Senator Robert O’Leary, a Cape Cod Democrat who co-chairs the Joint Committee on Education, sat in the House gallery as that chamber’s lawmakers cast their votes, sending the legislation to the governor’s desk for signing, a moment he considered of historic significance.
“It’s been a long journey,’’ O’Leary said. “In the underperforming districts, largely urban districts, we need to do something drastically different. Incremental change is not enough.’’
The bill represents a cornerstone of Patrick’s education agenda, which slightly more than a year ago appeared to be all but on hold as the state confronted ever-worsening budget woes.
But the effort was reignited last year at the prospect of receiving $250 million from President Obama’s Race to the Top competition, reserved for states aggressively pursuing overhauls of failing schools and expansions of charter schools.
Now state education officials are racing to meet a Tuesday deadline to submit their funding proposal, including a copy of the approved bill. They will send the hundreds of pages by express carrier, while a state official who will be in Washington Tuesday has agreed to drop off a backup copy.
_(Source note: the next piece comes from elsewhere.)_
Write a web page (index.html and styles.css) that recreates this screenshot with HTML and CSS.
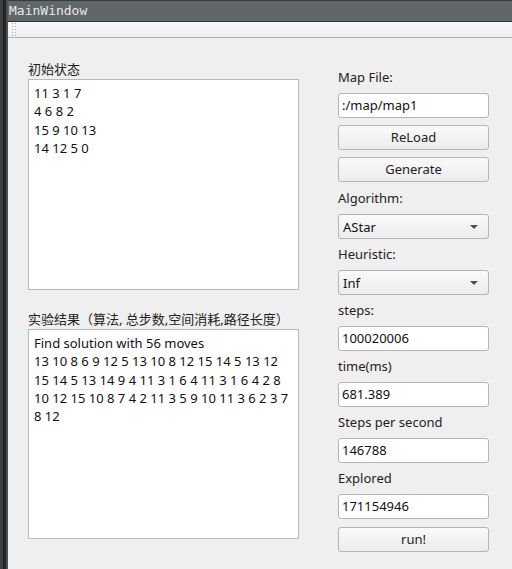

State Senator Richard Tisei, Republican minority leader who is running for lieutenant governor, told colleagues on the floor that he supported the bill but added: “It is sort of sad in a way that it has taken the dangling of new education dollars to make the Legislature do the right thing to address some of the underperforming school issues. . . . We’ve missed a lot of opportunities over that time to take the next step.’’
Half of the money the state receives would go directly to school districts committed to undertaking dramatic changes in fixing failing schools. By yesterday, about two-thirds of the state’s school districts, encompassing 85 percent of the state’s students living in poverty, filed agreements with the state to tackle the problem.
Mayor Thomas M. Menino of Boston applauded the passage last night in a statement. The bill will enable the city to open at least four in-district charter schools without union approval and another 10 statewide.